When they're chock full of history, surprise them with a guided rafting tour of the historic James River — Richmond is the only urban setting in the country with Class IV rapids — and Carytown, a mile long street crammed with boutiques, music stores, kids shops (don't miss World of Mirth), and some of Richmond's popular restaurants.
Take a Segway Tour of Hollywood Cemetery, resting place of two American presidents, Pulitzer-Prize winners and thousands of Confederate soldiers. The Children's Museum of Richmond, the Science Museum of Virginia and the Edgar Allan Poe Museum (the oldest building Richmond) are other possibilities.

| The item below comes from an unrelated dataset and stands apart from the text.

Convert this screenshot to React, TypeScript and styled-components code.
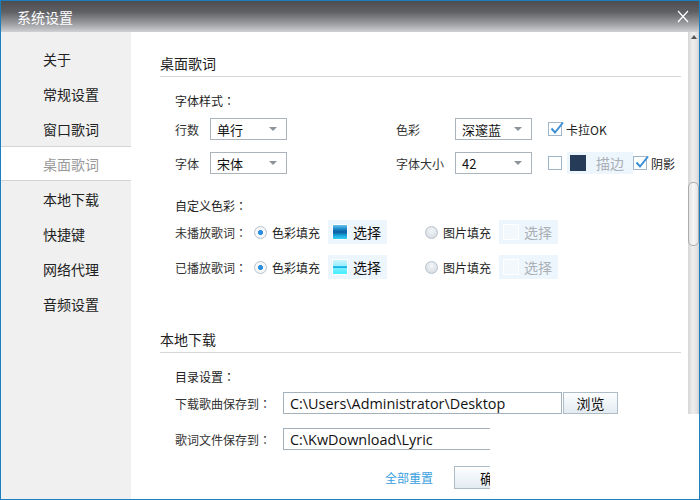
import styled, { createGlobalStyle } from "styled-components";

const GlobalStyle = createGlobalStyle`
  html, body {
    margin: 0;
    padding: 0;
    background: #fff;
  }
  body {
    font-family: "Noto Sans CJK SC", "Noto Sans", sans-serif;
    color: #333;
  }
`;

const Window = styled.div`
  position: relative;
  width: 700px;
  height: 500px;
  box-sizing: border-box;
  border: 1px solid #1b7fbf;
  display: flex;
  flex-direction: column;
  overflow: hidden;
`;

const TitleBar = styled.div`
  height: 31px;
  flex: none;
  display: flex;
  align-items: center;
  justify-content: space-between;
  padding: 0 10px 0 16px;
  background: linear-gradient(#4e4e51 0%, #5f6064 35%, #9fa0a4 75%, #d0d1d4 100%);
  color: #fff;
  font-size: 14px;
`;

const Body = styled.div`
  flex: 1;
  display: flex;
  min-height: 0;
`;

const Sidebar = styled.ul`
  width: 130px;
  flex: none;
  margin: 0;
  padding: 9px 0 0;
  list-style: none;
  background: #f0f0f0;
`;

const NavItem = styled.li<{ $active?: boolean }>`
  height: 35px;
  box-sizing: border-box;
  display: flex;
  align-items: center;
  padding-left: 42px;
  font-size: 14px;
  color: ${(p) => (p.$active ? "#9a9a9a" : "#222")};
  background: ${(p) => (p.$active ? "#fff" : "transparent")};
  border-top: 1px solid ${(p) => (p.$active ? "#d4d4d4" : "transparent")};
  border-bottom: 1px solid ${(p) => (p.$active ? "#d4d4d4" : "transparent")};
`;

const Content = styled.div`
  flex: 1;
  padding: 0 7px 0 29px;
  overflow: hidden;
`;

const SectionTitle = styled.div<{ $top: number }>`
  margin-top: ${(p) => p.$top}px;
  font-size: 14px;
  line-height: 20px;
  padding-bottom: 3px;
  border-bottom: 1px solid #d6d6d6;
  color: #222;
`;

const SectionBody = styled.div`
  padding-left: 15px;
`;

const SubTitle = styled.div<{ $top?: number }>`
  margin-top: ${(p) => p.$top ?? 16}px;
  font-size: 12px;
  line-height: 16px;
  color: #222;
`;

/* the SC face puts the full-width colon at the left of its cell; the TC one centres it */
const Colon = styled.span`
  font-family: "Noto Sans CJK TC", "Noto Sans CJK SC", sans-serif;
`;

const Row = styled.div<{ $top: number; $h?: number }>`
  display: flex;
  align-items: center;
  height: ${(p) => p.$h ?? 22}px;
  margin-top: ${(p) => p.$top}px;
  font-size: 12px;
  white-space: nowrap;
`;

const Label = styled.span<{ $w: number; $ml?: number }>`
  width: ${(p) => p.$w}px;
  margin-left: ${(p) => p.$ml ?? 0}px;
  flex: none;
  font-size: 12px;
  color: #333;
`;

const Select = styled.div<{ $w: number }>`
  width: ${(p) => p.$w}px;
  height: 22px;
  box-sizing: border-box;
  flex: none;
  display: flex;
  align-items: center;
  justify-content: space-between;
  padding: 0 9px 0 6px;
  border: 1px solid #abb4bd;
  background: #fff;
  font-size: 13px;
  color: #111;

  &::after {
    content: "";
    border-left: 4px solid transparent;
    border-right: 4px solid transparent;
    border-top: 4px solid #8d939a;
  }
`;

const CheckBox = styled.span<{ $ml?: number }>`
  position: relative;
  width: 14px;
  height: 14px;
  box-sizing: border-box;
  flex: none;
  margin-left: ${(p) => p.$ml ?? 0}px;
  border: 1px solid #9fb5ca;
  background: #fff;

  svg {
    position: absolute;
    left: 0;
    top: -3px;
  }
`;

const CheckText = styled.span`
  margin-left: 4px;
  font-size: 12px;
  color: #222;
`;

const StrokeBox = styled.div`
  width: 66px;
  height: 22px;
  box-sizing: border-box;
  flex: none;
  margin-left: 5px;
  display: flex;
  align-items: center;
  padding-left: 3px;
  background: #edf5fd;
  font-size: 14px;
  color: #a3a8ae;
`;

const Swatch = styled.span<{ $fill: string; $border?: string }>`
  width: 16px;
  height: 16px;
  box-sizing: border-box;
  flex: none;
  border: 1px solid ${(p) => p.$border ?? "#fff"};
  background: ${(p) => p.$fill};
`;

const SwatchText = styled.span<{ $ml: number; $muted?: boolean }>`
  margin-left: ${(p) => p.$ml}px;
  font-size: 14px;
  color: ${(p) => (p.$muted ? "#aab0b6" : "#111")};
`;

const Radio = styled.span<{ $on?: boolean; $ml?: number }>`
  width: 13px;
  height: 13px;
  box-sizing: border-box;
  flex: none;
  margin-left: ${(p) => p.$ml ?? 0}px;
  border-radius: 50%;
  border: 1px solid #b8c2cb;
  background: ${(p) =>
    p.$on
      ? "radial-gradient(circle, #2a8ee2 0 2.2px, #f4f6f8 2.8px)"
      : "radial-gradient(circle at 50% 35%, #f4f6f8, #cfd7de)"};
`;

const RadioText = styled.span`
  margin-left: 5px;
  width: 48px;
  flex: none;
  font-size: 12px;
  color: #222;
`;

const FillBox = styled.div<{ $ml: number }>`
  width: 59px;
  height: 24px;
  box-sizing: border-box;
  flex: none;
  margin-left: ${(p) => p.$ml}px;
  display: flex;
  align-items: center;
  padding-left: 4px;
  background: #eef6fd;
`;

const PathInput = styled.div`
  width: 279px;
  height: 22px;
  box-sizing: border-box;
  flex: none;
  display: flex;
  align-items: center;
  padding-left: 6px;
  border: 1px solid #a3b1bd;
  background: #fff;
  font-family: "Open Sans", "Noto Sans", sans-serif;
  font-size: 14.4px;
  color: #111;
`;

const Button = styled.div<{ $w: number; $ml?: number }>`
  width: ${(p) => p.$w}px;
  height: ${(p) => (p.$w > 60 ? 23 : 22)}px;
  box-sizing: border-box;
  flex: none;
  margin-left: ${(p) => p.$ml ?? 0}px;
  display: flex;
  align-items: center;
  justify-content: center;
  border: 1px solid #aebcc7;
  background: linear-gradient(#fdfeff, #e3ebf1);
  font-size: 14px;
  color: #111;
`;

const LinkText = styled.span<{ $ml: number }>`
  margin-left: ${(p) => p.$ml}px;
  font-size: 12px;
  color: #3aa0de;
`;

const ScrollTrack = styled.div`
  position: relative;
  width: 11px;
  flex: none;
  background: linear-gradient(to right, #d6d6d6, #eeeeee 45%, #e2e2e2 80%, #cfcfcf);
`;

const ScrollArrow = styled.span`
  position: absolute;
  left: 3px;
  top: 3px;
  border-left: 3px solid transparent;
  border-right: 3px solid transparent;
  border-bottom: 4px solid #555;
`;

const ScrollThumb = styled.span`
  position: absolute;
  left: 0;
  width: 11px;
  top: 150px;
  height: 64px;
  box-sizing: border-box;
  border: 1px solid #acacac;
  border-radius: 5px;
  background: linear-gradient(to right, #e4e4e6, #f6f6f7 50%, #e2e2e4);
`;

const BlankPatch = styled.div`
  position: absolute;
  left: 489px;
  top: 413px;
  right: -1px;
  bottom: -1px;
  background: #fff;
`;

const Check = () => (
  <svg width="16" height="16" viewBox="0 0 16 16">
    <path d="M2.5 8.5 L6 12.5 L14 2.5" fill="none" stroke="#3b8fd4" strokeWidth="2" />
  </svg>
);

const Close = () => (
  <svg width="12" height="13" viewBox="0 0 12 13">
    <path d="M1 1 L11 12 M11 1 L1 12" stroke="#fff" strokeWidth="1.2" fill="none" />
  </svg>
);

const navItems = ["关于", "常规设置", "窗口歌词", "桌面歌词", "本地下载", "快捷键", "网络代理", "音频设置"];

const unplayedFill =
  "linear-gradient(#6cc4f0 0%, #1a86c8 30%, #0a5d9e 50%, #1aa6dc 75%, #36d2f6 100%)";
const playedFill =
  "linear-gradient(#c8f6ff 0%, #9eeeff 40%, #12b4e6 48%, #12b4e6 54%, #7ceeff 60%, #3ff0ff 100%)";

export default function App() {
  return (
    <>
      <GlobalStyle />
      <Window>
        <TitleBar>
          <span>系统设置</span>
          <Close />
        </TitleBar>
        <Body>
          <Sidebar>
            {navItems.map((item) => (
              <NavItem key={item} $active={item === "桌面歌词"}>
                {item}
              </NavItem>
            ))}
          </Sidebar>
          <Content>
            <SectionTitle $top={21}>桌面歌词</SectionTitle>
            <SectionBody>
              <SubTitle>
                字体样式<Colon>：</Colon>
              </SubTitle>
              <Row $top={9}>
                <Label $w={35}>行数</Label>
                <Select $w={77}>单行</Select>
                <Label $w={59} $ml={109}>色彩</Label>
                <Select $w={77}>深邃蓝</Select>
                <CheckBox $ml={16}>
                  <Check />
                </CheckBox>
                <CheckText>卡拉OK</CheckText>
              </Row>
              <Row $top={12}>
                <Label $w={35}>字体</Label>
                <Select $w={77}>宋体</Select>
                <Label $w={59} $ml={109}>字体大小</Label>
                <Select $w={77}>42</Select>
                <CheckBox $ml={16} />
                <StrokeBox>
                  <Swatch $fill="#263b57" $border="#263b57" />
                  <SwatchText $ml={10} $muted>描边</SwatchText>
                </StrokeBox>
                <CheckBox>
                  <Check />
                </CheckBox>
                <CheckText>阴影</CheckText>
              </Row>

              <SubTitle $top={24}>
                自定义色彩<Colon>：</Colon>
              </SubTitle>
              <Row $top={6} $h={24}>
                <Label $w={79}>
                  未播放歌词<Colon>：</Colon>
                </Label>
                <Radio $on />
                <RadioText>色彩填充</RadioText>
                <FillBox $ml={8}>
                  <Swatch $fill={unplayedFill} />
                  <SwatchText $ml={5}>选择</SwatchText>
                </FillBox>
                <Radio $ml={38} />
                <RadioText>图片填充</RadioText>
                <FillBox $ml={8}>
                  <Swatch $fill="#f3f8fd" />
                  <SwatchText $ml={5} $muted>选择</SwatchText>
                </FillBox>
              </Row>
              <Row $top={11} $h={24}>
                <Label $w={79}>
                  已播放歌词<Colon>：</Colon>
                </Label>
                <Radio $on />
                <RadioText>色彩填充</RadioText>
                <FillBox $ml={8}>
                  <Swatch $fill={playedFill} />
                  <SwatchText $ml={5}>选择</SwatchText>
                </FillBox>
                <Radio $ml={38} />
                <RadioText>图片填充</RadioText>
                <FillBox $ml={8}>
                  <Swatch $fill="#f3f8fd" />
                  <SwatchText $ml={5} $muted>选择</SwatchText>
                </FillBox>
              </Row>
            </SectionBody>

            <SectionTitle $top={50}>本地下载</SectionTitle>
            <SectionBody>
              <SubTitle>
                目录设置<Colon>：</Colon>
              </SubTitle>
              <Row $top={7}>
                <Label $w={108}>
                  下载歌曲保存到<Colon>：</Colon>
                </Label>
                <PathInput>C:\Users\Administrator\Desktop</PathInput>
                <Button $w={55} $ml={1}>浏览</Button>
              </Row>
              <Row $top={14}>
                <Label $w={108}>
                  歌词文件保存到<Colon>：</Colon>
                </Label>
                <PathInput>C:\KwDownload\Lyric</PathInput>
              </Row>
              <Row $top={16} $h={23}>
                <LinkText $ml={210}>全部重置</LinkText>
                <Button $w={80} $ml={21}>确定</Button>
                <Button $w={80} $ml={10}>取消</Button>
              </Row>
            </SectionBody>
          </Content>
          <ScrollTrack>
            <ScrollArrow />
            <ScrollThumb />
          </ScrollTrack>
        </Body>
        <BlankPatch />
      </Window>
    </>
  );
}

Stay at historic Jefferson Hotel — a dozen presidents have holed up there as well as Frank Sinatra, F. Scott and Zelda Fitzgerald, Ray Charles, Elvis Presley and Sally Field snoozed at the Jefferson during the movie filming. Civil War Package includes your choice of accommodations, two admissions to the American Civil War Center at Tredegar and The Museum of the Confederacy, transportation to both historic sites, traditional Southern breakfast for two, breakfast gratuities, valet parking and a civil war welcome packet. Rates are $275 to $315 plus tax, valid through December 30, 2012. Visit jeffersonhotel.com. Choose the Omni Richmond Hotel (omnihotels.com) for a more modern setting overlooking the James River and just eight miles from Richmond International Airport. If you book and prepay in full, the Advance Purchase Package gets you a 25 percent discount.